How could Apple Inc. (NASDAQ:AAPL) get caught in the political fray of President Trump introducing new import tariffs on aluminum and steel? By Trump’s estimation, “trade wars aren’t so bad.” However, worthy of note, Apple imports goods produced in China. Investors fear the Chinese supplier impact in this equation of more severe trade blocks.

GBH Insights analyst Daniel Ives approaches these tariff concerns and prospective trade wars largely unfazed.

In a ‘worst case’ picture, production expenses for Macs and iPhones will see a $50 million yearly rise, bets the analyst, taking under account the amount of steel and aluminum in the tech titan’s product family. To put it bluntly, this “is a rounding error in a given year.”

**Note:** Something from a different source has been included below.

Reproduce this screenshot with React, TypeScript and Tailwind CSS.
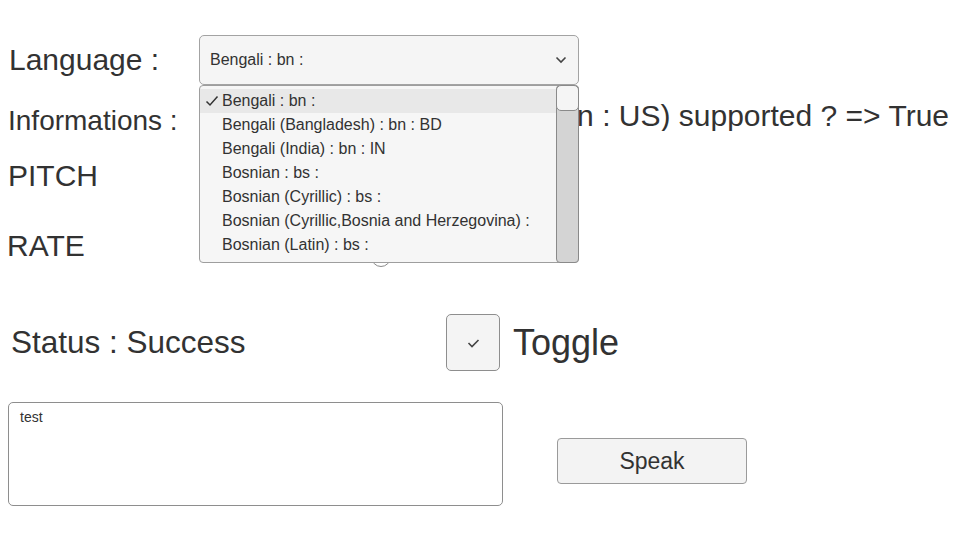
const items = [
  "Bengali : bn :",
  "Bengali (Bangladesh) : bn : BD",
  "Bengali (India) : bn : IN",
  "Bosnian : bs :",
  "Bosnian (Cyrillic) : bs :",
  "Bosnian (Cyrillic,Bosnia and Herzegovina) :",
  "Bosnian (Latin) : bs :",
];

function Slider({ knob }: { knob: number }) {
  return (
    <div className="relative ml-[110px] h-[20px] w-[360px]">
      <div className="absolute left-0 right-0 top-[7px] h-[6px] rounded-full bg-[#d6d6d6]" />
      <div
        className="absolute top-0 h-[20px] w-[20px] rounded-full border border-[#8a8a8a] bg-white"
        style={{ left: knob }}
      />
    </div>
  );
}

export default function App() {
  return (
    <div className="relative h-[540px] w-[960px] overflow-hidden bg-white font-['Liberation_Sans',Arial,sans-serif] text-[#323232]">
      {/* language row */}
      <div className="flex items-center pt-[35px]">
        <div className="w-[199px] pl-[9px] text-[30px] leading-none">Language :</div>
        <div className="flex h-[50px] w-[380px] items-center justify-between rounded-[5px] border border-[#a3a3a3] bg-[#f5f5f5] pl-[10px] pr-[10px]">
          <span className="text-[16px]">Bengali : bn :</span>
          <svg width="12" height="8" viewBox="0 0 12 8" className="mr-[1px]">
            <path d="M1.5 1.5 L6 6 L10.5 1.5" fill="none" stroke="#444" strokeWidth="1.6" />
          </svg>
        </div>
      </div>

      {/* informations row */}
      <div className="mt-[18px] flex h-[36px] items-center">
        <div className="w-[199px] shrink-0 pl-[8px] text-[28px] leading-none">Informations :</div>
        <div className="-mt-[10px] flex flex-1 justify-end overflow-hidden pr-[11px]">
          <span className="whitespace-nowrap text-[30px] leading-none">
            Language (English (United States) : en : US) supported ? =&gt; True
          </span>
        </div>
      </div>

      {/* pitch */}
      <div className="mt-[19px] flex h-[36px] items-center">
        <div className="w-[95px] pl-[8px] text-[30px] leading-none">PITCH</div>
        <Slider knob={175} />
      </div>

      {/* rate */}
      <div className="mt-[34px] flex h-[36px] items-center">
        <div className="w-[95px] pl-[7px] text-[30px] leading-none">RATE</div>
        <div className="mt-[22px]">
          <Slider knob={166} />
        </div>
      </div>

      {/* status + toggle */}
      <div className="mt-[50px] flex items-center">
        <div className="w-[446px] pl-[11px] text-[31.5px] leading-none">Status : Success</div>
        <div className="flex h-[57px] w-[54px] items-center justify-center rounded-[5px] border border-[#8e8e8e] bg-[#f4f4f4]">
          <svg width="13" height="10" viewBox="0 0 13 10">
            <path d="M1.5 5 L5 8.5 L11.5 2" fill="none" stroke="#444" strokeWidth="1.6" />
          </svg>
        </div>
        <div className="ml-[13px] text-[36px] leading-none">Toggle</div>
      </div>

      {/* text + speak */}
      <div className="mt-[31px] flex items-start">
        <div className="ml-[8px] h-[104px] w-[495px] rounded-[5px] border border-[#8e8e8e] bg-white px-[11px] pt-[7px] text-[14px] leading-none">
          test
        </div>
        <button className="ml-[54px] mt-[36px] h-[46px] w-[190px] rounded-[4px] border border-[#9a9a9a] bg-[#f3f3f3] text-[23px] leading-none text-[#323232]">
          Speak
        </button>
      </div>

      {/* open dropdown list */}
      <div className="absolute left-[199px] top-[85px] flex h-[178px] w-[380px] rounded-[4px] border border-[#9e9e9e] bg-[#f6f6f6]">
        <div className="flex-1 pt-[3px]">
          {items.map((t, i) => (
            <div
              key={t}
              className={`flex h-[24px] items-center text-[16px] leading-none ${i === 0 ? "bg-[#e8e8e8]" : ""}`}
            >
              <span className="flex w-[22px] justify-end pr-[3px]">
                {i === 0 && (
                  <svg width="14" height="12" viewBox="0 0 14 12">
                    <path d="M1.5 6.5 L5 10 L12.5 1.5" fill="none" stroke="#333" strokeWidth="1.5" />
                  </svg>
                )}
              </span>
              <span className="whitespace-nowrap">{t}</span>
            </div>
          ))}
        </div>
        <div className="-mr-px -mt-px h-[178px] w-[23px] rounded-[4px] border border-[#8a8a8a] bg-[#d4d4d4]">
          <div className="-ml-px -mt-px h-[26px] w-[23px] rounded-[5px] border border-[#8a8a8a] bg-[#f5f5f5]" />
        </div>
      </div>
    </div>
  );
}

Therefore, the analyst rates an Attractive rating on AAPL stock with a $205 price target, which implies a just under 17% upside from current levels. (To watch Ives’ track record, click here)

Bottom line, “In a base case scenario, input costs would only rise $20 million to $30 million for Apple on aluminum/steel tariffs, a diminutive number. Given the tightly woven integration between Apple and Foxconn in China, we believe there is minimal risk to this relationship, cost increases, and backlash to Apple selling its iPhone devices within China (domestic competition remains a lingering worry), which is a key market opportunity for Apple over the coming years. In a nutshell, despite many yelling fire in a crowded theater on the negative impacts to some of these tech stalwarts with Apple front and center from potential tariffs and trade war backlash, we believe this is more ‘bark rather than bite’ and would be buyers of weakness on these names. While it will be a hand holding period over the coming weeks as the tariff details become better known, we see minimal impact on these tech names despite worries on the Street,” Ives concludes.

TipRanks indicates the big AAPL machine has earned enthusiasm among Wall Street, Out of 28 analysts polled in the last 3 months, 15 are bullish on AAPL stock while 13 choose to play it safe on the sidelines. With a solid return potential of 9%, the stock’s consensus target price stands at $191.52.